The new gaming law, which was signed by Gov. Charlie Baker last week, calls for a framework that includes two main categories: in-person betting licenses (plus mobile allowances) for the state’s two casinos, two simulcast centers and one slots parlor; and up to seven separate mobile-only betting licenses to be handed through a bidding process.

Given that land-based venues are entities the Massachusetts Gaming Commission already licenses and knows well, they could potentially be the first to launch sports betting. Additionally, many of them have long pushed for legalization, and facilities such as Encore and MGM have the resources to set up their operations quickly.

“So in terms of timing, are we addressing those facilities first and then dealing with the seven other licenses?,” asked Commissioner Brad Hill in a recent meeting, according to Boston Business Journal. “I would think [...] that we would want to get up and running as quickly as possible the five entities that are already here – but does that get us in trouble if we give them five and then we take our time with the other seven?”

Commissioner Brad Hill

For now, Massachusetts Gaming Commission Chairwoman Cathy Judd-Stein said regulators are set to meet Thursday with just the five retail licensees: Plainridge Park Casino, MGM Springfield, Encore Boston Harbor, Suffolk Downs and Raynham Park. That will be the first in a series of roundtable discussions to talk about the process moving forward.

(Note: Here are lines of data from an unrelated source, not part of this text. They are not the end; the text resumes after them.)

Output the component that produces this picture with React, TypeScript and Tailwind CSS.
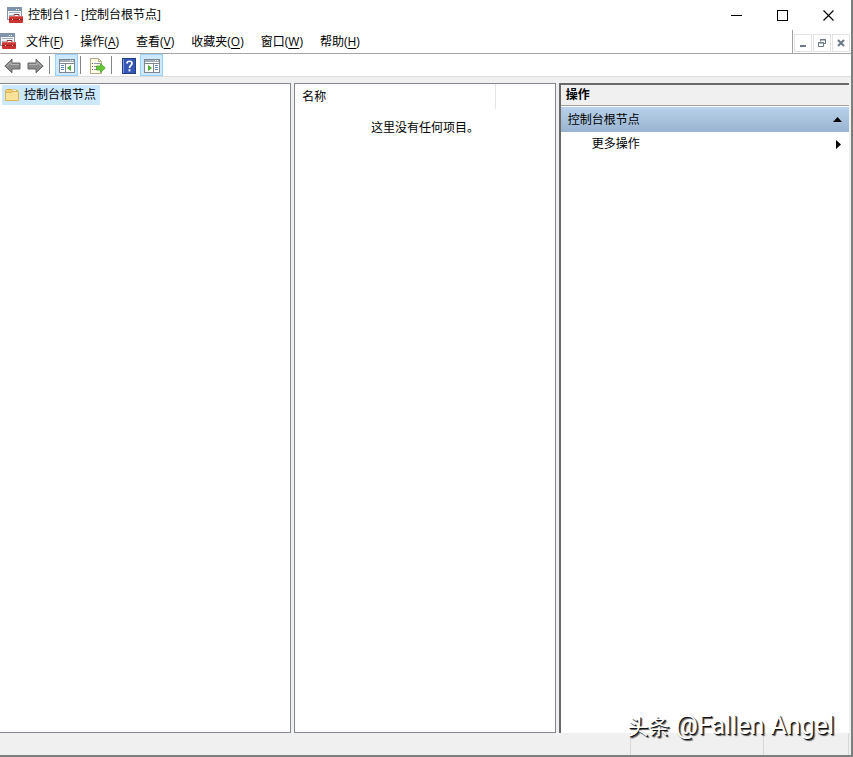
import type { ReactNode } from "react";

function ConsoleIcon() {
  return (
    <svg width="17" height="17" viewBox="0 0 17 17" aria-hidden="true">
      <rect x="0.5" y="0.5" width="14" height="12" fill="#f4f6f9" stroke="#8494a8" />
      <rect x="1" y="1" width="13" height="3" fill="#7f93ad" />
      <path d="M9 2.5h1M11 2.5h1" stroke="#fff" />
      <path d="M2 5.5h11M2 8.5h4M2 10.5h3" stroke="#9fb0c4" />
      <path d="M7 9.500V7.500h5v2" fill="none" stroke="#8a3a3a" />
      <rect x="2" y="9" width="14" height="7" rx="1" fill="#cb3431" />
      <path d="M2 12.500h14" stroke="#a31f20" />
      <path d="M3 9.500h12" stroke="#e06462" />
      <path d="M5.500 12v1M12.500 12v1" stroke="#f6dcdc" />
    </svg>
  );
}

function Arrow({ flip = false }: { flip?: boolean }) {
  return (
    <svg width="17" height="16" viewBox="0 0 17 16" className={flip ? "-scale-x-100" : ""} aria-hidden="true">
      <path d="M0.8 8 8 1.2V5h8v6H8v3.8Z" fill="#8c8c8c" stroke="#666" />
      <path d="M3 8 7 4.2V6.500h8" fill="none" stroke="#b5b5b5" />
    </svg>
  );
}

function PaneIcon({ right = false }: { right?: boolean }) {
  return (
    <svg width="16" height="14" viewBox="0 0 16 14" aria-hidden="true">
      <rect x="0.5" y="0.5" width="15" height="13" fill="#fff" stroke="#7d8792" />
      <rect x="1" y="1" width="14" height="2" fill="#a4adb8" />
      <path d="M11 1.500h1M13 1.500h1" stroke="#fff" />
      <path d="M1 4.500h14" stroke="#7d8792" />
      {right ? (
        <>
          <path d="M9.500 5v8" stroke="#7d8792" />
          <path d="M11 6.500h3M11 8.500h3M11 10.500h3" stroke="#6685b5" />
          <path d="m4 6 4 3-4 3Z" fill="#4cae32" />
        </>
      ) : (
        <>
          <path d="M6.500 5v8" stroke="#7d8792" />
          <path d="M2 6.500h3M2 8.500h3M2 10.500h3" stroke="#6685b5" />
          <path d="m12 6-4 3 4 3Z" fill="#4cae32" />
        </>
      )}
    </svg>
  );
}

function ExportIcon() {
  return (
    <svg width="17" height="16" viewBox="0 0 17 16" aria-hidden="true">
      <path d="M1.500.500h8l3 3v12h-11Z" fill="#fffbe8" stroke="#b3ab8d" />
      <path d="M9.500.500v3h3" fill="none" stroke="#b3ab8d" />
      <path d="M3 5.500h1M3 8.500h1M3 11.500h1" stroke="#555" />
      <path d="M5 5.500h6M5 8.500h3M5 11.500h3" stroke="#8b93b8" />
      <path d="M7.500 8h4V5.500L16.300 10l-4.800 4.500V12h-4Z" fill="#63c637" stroke="#3f9b22" strokeWidth=".7" />
    </svg>
  );
}

function HelpIcon() {
  return (
    <svg width="14" height="16" viewBox="0 0 14 16" aria-hidden="true">
      <rect x=".5" y=".5" width="13" height="15" fill="#3558b8" stroke="#24407f" />
      <path d="M1.500 1v14" stroke="#7e9be0" />
      <path d="M5 5.500c0-3 5-3 5 0 0 2-2.500 2-2.500 4.500" fill="none" stroke="#fff" strokeWidth="1.700" />
      <rect x="6.500" y="11.300" width="2" height="2" fill="#fff" />
    </svg>
  );
}

function FolderIcon() {
  return (
    <svg width="16" height="14" viewBox="0 0 16 14" aria-hidden="true">
      <path d="M1.500 12.500v-10l1-1h5l1 1h5v10Z" fill="#f0cd72" stroke="#d6ad4a" />
      <path d="M9 1.500h3v2H9Z" fill="#fff" stroke="#c9b06c" strokeWidth=".6" />
      <path d="M1.500 12.500v-8h6l1-1h6v9Z" fill="#fbe29a" stroke="#dcb557" />
    </svg>
  );
}

function ToolButton({ label, active = false, children }: { label: string; active?: boolean; children: ReactNode }) {
  return (
    <button
      type="button"
      aria-label={label}
      className={
        active
          ? "flex h-[22px] w-[23px] items-center justify-center border border-[#99d1ff] bg-[#cce8ff] pt-0.5"
          : "flex h-[22px] w-[23px] items-center justify-center pt-0.5"
      }
    >
      {children}
    </button>
  );
}

function Separator() {
  return <div className="mr-[5px] ml-[2px] h-[18px] w-px bg-[#858585]" />;
}

const menus = [
  ["文件", "F"],
  ["操作", "A"],
  ["查看", "V"],
  ["收藏夹", "O"],
  ["窗口", "W"],
  ["帮助", "H"],
];

export default function App() {
  return (
    <div className="relative flex h-screen flex-col overflow-hidden border-r-2 border-b-2 border-[#7b7f7d] bg-white font-['Open_Sans','Noto_Sans_CJK_SC',sans-serif] text-xs text-black">
      <header className="flex h-[30px] shrink-0 items-center pl-[7px]">
        <ConsoleIcon />
        <h1 className="ml-1 flex-1">控制台1 - [控制台根节点]</h1>
        <button type="button" aria-label="最小化" className="flex h-7 w-[46px] items-center justify-center">
          <svg width="11" height="11" viewBox="0 0 11 11"><path d="M0 5.500h11" stroke="#000" /></svg>
        </button>
        <button type="button" aria-label="最大化" className="flex h-7 w-[46px] items-center justify-center">
          <svg width="11" height="11" viewBox="0 0 11 11"><rect x=".5" y=".5" width="10" height="10" fill="none" stroke="#000" /></svg>
        </button>
        <button type="button" aria-label="关闭" className="flex h-7 w-[46px] items-center justify-center">
          <svg width="11" height="11" viewBox="0 0 11 11"><path d="m.5.500 10 10m0-10-10 10" stroke="#000" strokeWidth="1.100" /></svg>
        </button>
      </header>

      <nav className="flex h-6 shrink-0 border-b border-[#a5a5a5]">
        <div className="flex flex-1 items-center gap-px">
          <ConsoleIcon />
          {menus.map(([name, key]) => (
            <button key={key} type="button" className="h-full px-2 whitespace-nowrap">
              {name}(<span className="underline underline-offset-2">{key}</span>)
            </button>
          ))}
        </div>
        <div className="flex items-center gap-px border-l border-[#a0a0a0] px-px pt-0.5">
          <button type="button" aria-label="最小化子窗口" className="flex h-[18px] w-[18px] items-center justify-center border border-[#e3e3e3]">
            <svg width="10" height="10" viewBox="0 0 10 10"><path d="M2 8h6" stroke="#6b7885" strokeWidth="2" /></svg>
          </button>
          <button type="button" aria-label="还原子窗口" className="flex h-[18px] w-[18px] items-center justify-center border border-[#e3e3e3]">
            <svg width="10" height="10" viewBox="0 0 10 10" fill="none" stroke="#6b7885">
              <path d="M3.500 3.500v-2h5v4h-2M3 2h6M1.500 4.500h5v4h-5ZM1 5h6" />
            </svg>
          </button>
          <button type="button" aria-label="关闭子窗口" className="flex h-[18px] w-[18px] items-center justify-center border border-[#e3e3e3]">
            <svg width="10" height="10" viewBox="0 0 10 10"><path d="m2 2 6 6m0-6-6 6" stroke="#6b7885" strokeWidth="2" /></svg>
          </button>
        </div>
      </nav>

      <div role="toolbar" aria-label="工具栏" className="flex h-[23px] shrink-0 items-center border-b border-[#dcdcdc] pl-px">
        <ToolButton label="后退"><Arrow /></ToolButton>
        <ToolButton label="前进"><Arrow flip /></ToolButton>
        <Separator />
        <ToolButton label="显示/隐藏控制台树" active><PaneIcon /></ToolButton>
        <Separator />
        <ToolButton label="导出列表"><ExportIcon /></ToolButton>
        <Separator />
        <ToolButton label="帮助"><HelpIcon /></ToolButton>
        <ToolButton label="显示/隐藏操作窗格" active><PaneIcon right /></ToolButton>
      </div>

      <main className="flex min-h-0 flex-1 bg-[#f0f0f0] pt-[6px] pr-[2px]">
        <section className="w-[34.300%] border-t border-r border-b border-[#828790] bg-white">
          <ul role="tree" className="pt-px pl-[2px]">
            <li role="treeitem" aria-selected="true" className="flex h-5 w-fit items-center gap-1 bg-[#cce8ff] pr-1 pl-[2px]">
              <FolderIcon />
              控制台根节点
            </li>
          </ul>
        </section>
        <section className="ml-[3px] flex-1 border border-[#828790] bg-white">
          <div className="flex h-[25px] items-center">
            <div className="flex h-full w-[201px] items-center border-r border-[#e5e5e5] pl-[7px]">名称</div>
          </div>
          <p className="pt-[11px] text-center leading-4">这里没有任何项目。</p>
        </section>
        <aside className="ml-[3px] w-[34.200%] border-t-2 border-l-2 border-[#696969] bg-white">
          <h2 className="flex h-[21px] items-center border-b border-[#a0a0a0] bg-[#f0f0f0] pl-[5px] font-bold">操作</h2>
          <button type="button" className="mt-px flex h-[25px] w-full items-center justify-between bg-linear-to-b from-[#b9d1ea] to-[#99b4d1] pr-[7px] pl-[7px]">
            控制台根节点
            <svg width="9" height="5" viewBox="0 0 9 5"><path d="M0 5 4.500 0 9 5Z" /></svg>
          </button>
          <button type="button" className="flex h-6 w-full items-center justify-between pr-2 pl-[31px]">
            更多操作
            <svg width="5" height="9" viewBox="0 0 5 9"><path d="m0 0 5 4.500L0 9Z" /></svg>
          </button>
        </aside>
      </main>

      <footer className="flex h-[22px] shrink-0 justify-end bg-[#f0f0f0] pr-[2px]">
        <div className="w-[133px] border-l border-[#d7d7d7]" />
        <div className="w-[86px] border-x border-[#d7d7d7]" />
      </footer>

      <p className="absolute right-[17px] bottom-3 font-[Roboto,'Noto_Sans_CJK_SC',sans-serif] text-[25px] leading-8 whitespace-nowrap text-white [text-shadow:1px_1px_0_#111,2px_2px_1px_#555]">
        <span className="text-[21px]">头条</span> @Fallen Angel
      </p>
    </div>
  );
}
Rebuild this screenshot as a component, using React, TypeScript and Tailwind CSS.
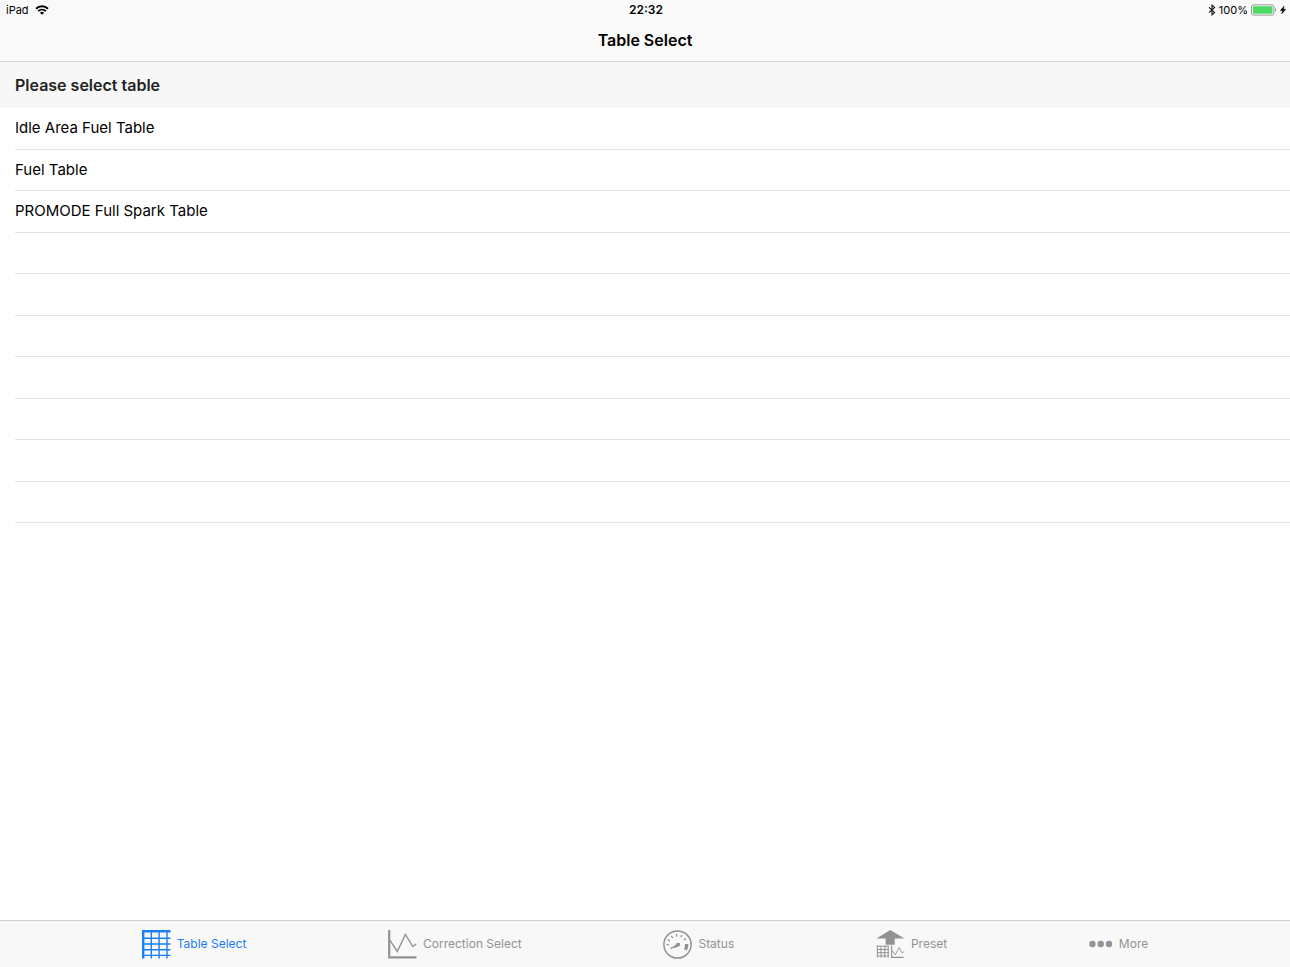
import { useState } from "react"
import type { ReactNode } from "react"

const tables = ["Idle Area Fuel Table", "Fuel Table", "PROMODE Full Spark Table"]
const emptyRows = 7

const WifiIcon = () => (
  <svg width="14" height="10" viewBox="0 0 14 10" fill="none" stroke="#000" strokeWidth="1.9" aria-hidden="true">
    <path d="M1 3.7a8.6 8.6 0 0 1 12 0" />
    <path d="M3.2 6.1a5.5 5.5 0 0 1 7.6 0" />
    <path d="M7 9.8 4.9 7.7a3 3 0 0 1 4.2 0z" fill="#000" stroke="none" />
  </svg>
)

const BluetoothIcon = () => (
  <svg width="8" height="12" viewBox="0 0 8 12" fill="none" stroke="#111" strokeWidth="1.1" aria-hidden="true">
    <path d="M1 3.3 6.6 8.4 4 10.8V1.2L6.6 3.6 1 8.7" />
  </svg>
)

const BatteryIcon = () => (
  <svg width="26" height="12" viewBox="0 0 26 12" aria-hidden="true">
    <rect x="0.5" y="0.9" width="22.4" height="10.2" rx="2" fill="#fff" stroke="#8c8c8c" strokeWidth="0.9" />
    <rect x="1.9" y="2.3" width="19.6" height="7.4" rx="0.8" fill="#4cd964" />
    <path d="M24 4.3c1.4.5 1.4 2.9 0 3.4z" fill="#8c8c8c" />
  </svg>
)

const BoltIcon = () => (
  <svg width="6" height="8" viewBox="0 0 6 8" fill="#000" stroke="#000" strokeWidth="0.4" aria-hidden="true">
    <path d="M4.2 0 .2 4.6h2.3L1.6 8l4.2-4.8H3.4z" />
  </svg>
)

const TableIcon = () => (
  <svg width="29" height="29" viewBox="0 0 29 29" fill="none" stroke="currentColor" aria-hidden="true">
    <path d="M0 1.2h28.5M1.2 0v28.5" strokeWidth="2.4" />
    <path d="M9.3 1v27.5M17.1 1v27.5M25 1v27.5M1 8.2h27.5M1 14h27.5M1 19.7h27.5M1 25.4h27.5" strokeWidth="1.4" />
  </svg>
)

const CorrectionIcon = () => (
  <svg width="29" height="29" viewBox="0 0 29 29" fill="none" stroke="currentColor" aria-hidden="true">
    <path d="M1.2 0v27.4h27.3" strokeWidth="2.2" />
    <path d="M2 10.3 9.3 21.5 17.4 4.4 24.8 16.5 28.3 14" strokeWidth="1.4" />
  </svg>
)

const StatusIcon = () => (
  <svg width="29" height="29" viewBox="0 0 29 29" fill="none" stroke="currentColor" aria-hidden="true">
    <circle cx="14.5" cy="14.5" r="13.6" strokeWidth="1.5" />
    <path d="M3.6 14.6h2.3M4.8 9.8l2 1.1M8.3 5.8l1.5 2M13.4 4.2l.3 2.5M18.8 4.9l-.9 2.3M23 8.4l-1.9 1.6" strokeWidth="1.3" />
    <path d="M7.6 18.6 16.7 13.8" strokeWidth="1.4" />
    <path d="M11.4 17.2 16.7 13.8" strokeWidth="2.2" />
    <circle cx="14.8" cy="14.7" r="2" fill="currentColor" stroke="none" />
    <path d="M22 14h3.4q.1 3.4-1.4 6.3l-2.8-.9q.8-2.7.8-5.4z" fill="currentColor" stroke="none" />
  </svg>
)

const PresetIcon = () => (
  <svg width="29" height="29" viewBox="0 0 29 29" fill="none" stroke="currentColor" aria-hidden="true">
    <path d="M14.3 0 28.3 8.4h-9.6v6.4H9.6V8.4H.3z" fill="currentColor" stroke="none" />
    <path d="M.8 16.2H13M1.4 15.7v12M5 16v11.7M8.8 16v11.7M12.2 16v11.7M1 19.5h12M1 22.7h12M1 26h12" strokeWidth="1" />
    <path d="M15.6 15.5v11.8h12" strokeWidth="1.2" />
    <path d="m16 20.3 3.3 4.4 3.8-7 3 5.2 1.7-1.2" strokeWidth="0.9" />
  </svg>
)

const MoreIcon = () => (
  <svg width="24" height="8" viewBox="0 0 24 8" fill="currentColor" aria-hidden="true">
    <circle cx="3.4" cy="4" r="3.2" />
    <circle cx="11.7" cy="4" r="3.2" />
    <circle cx="20" cy="4" r="3.2" />
  </svg>
)

const tabs: { label: string; icon: ReactNode }[] = [
  { label: "Table Select", icon: <TableIcon /> },
  { label: "Correction Select", icon: <CorrectionIcon /> },
  { label: "Status", icon: <StatusIcon /> },
  { label: "Preset", icon: <PresetIcon /> },
  { label: "More", icon: <MoreIcon /> },
]

const App = () => {
  const [active, setActive] = useState("Table Select")

  return (
    <div className="flex min-h-screen flex-col bg-white font-['Inter','Liberation_Sans',sans-serif] text-black">
      <header className="border-b border-[#d5d5d5] bg-[#f9f9f9]">
        <div className="grid h-5 grid-cols-3 items-center pr-1 pl-1.5 text-[11px] leading-5">
          <div className="flex items-center gap-1.5">
            <span>iPad</span>
            <WifiIcon />
          </div>
          <span className="text-center text-[12px] font-semibold">22:32</span>
          <div className="flex items-center justify-end gap-[3px]">
            <BluetoothIcon />
            <span className="flex items-center gap-[3px]">
              100%
              <BatteryIcon />
            </span>
            <BoltIcon />
          </div>
        </div>
        <h1 className="h-[41px] text-center text-[16px] leading-10 font-semibold">Table Select</h1>
      </header>

      <main className="flex-1">
        <h2 className="h-[46px] bg-[#f7f7f7] pl-[15px] text-[16px] leading-[46px] font-semibold text-[#232323]">
          Please select table
        </h2>
        <ul className="pl-[15px]">
          {tables.map((name) => (
            <li key={name} className="border-b border-[#e3e3e3] odd:h-[42px] even:h-[41px]">
              <button type="button" className="block h-10 w-full text-left text-[15px] leading-10">
                {name}
              </button>
            </li>
          ))}
          {Array.from({ length: emptyRows }, (_, i) => (
            <li key={i} aria-hidden="true" className="border-b border-[#e3e3e3] odd:h-[42px] even:h-[41px]" />
          ))}
        </ul>
      </main>

      <nav className="flex h-[47px] items-center justify-evenly border-t border-[#d0d0d0] bg-[#f8f8f8]">
        {tabs.map(({ label, icon }) => (
          <button
            key={label}
            type="button"
            onClick={() => setActive(label)}
            className={`flex items-center gap-1.5 text-[12px] leading-5 ${active === label ? "text-[#1a7ff0]" : "text-[#929292]"}`}
          >
            {icon}
            {label}
          </button>
        ))}
      </nav>
    </div>
  )
}

export default App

Judd-Stein said the first roundtable will only feature the existing licensees “because they are positioned differently,” as reported by the cited source. "My recommendation [...] is to kind of do it simultaneously where the licensees that are doing in-person, they can be stood up for retail but at the same time working on the mobile operators because our current licensees are going to be very interested in the mobile op," she said.

On a similar note, Executive Director Karen Wells said last week that her thinking had been to try to pursue both in-person and mobile betting on parallel tracks as much as possible. She further unveiled the commission's plans to request a notice of intent from companies interested in pursuing the mobile-only licenses so that staff can get a sense of how many potential applicants there could be.

At the same time, commission staff is also planning to start developing regulations related to vendor licensing requirements. According to Wells, the Legislature has crafted the sports betting bill in a way that ensures there will be the resources for the commission “to get this done quickly.” However, a launch date still remains uncertain.

Executive Director Karen Wells

While legislators initially said sports betting could be up and running by the NFL’s season kickoff this fall, the state Gaming Commission recently pumped the brakes on these expectations, warning that implementing the law could be a months-long process. Many have suggested it could potentially take until 2023 before Massachusetts residents can place bets.

Despite the wait, sports betting has been regarded as a welcome addition to Massachusetts’ gaming industry, allowing it to catch up with its neighbors. In a recent interview with, state Sen. Eric Lesser, who was part of the six-member conference committee that crafted the compromise law, discussed the new law’s main features and benefits.

“First, it catches us up with the states all around us, which is important. Second, it just provides a new way for people to engage with their teams, and to have fun with sports,” Lesser commented. “It also opens up a whole new industry for Massachusetts, which will hopefully drive some job creation, and also creates innovation.”

State Sen. Eric Lesser

The state Senator says that given Massachusetts is home to sports betting giant DraftKings, the new law could also help lead to more investment in the sports tech sector. However, Lesser failed to provide a precise expected date for the sports betting launch, stating that it falls in the commission’s court in terms of issuing the licenses and running the process.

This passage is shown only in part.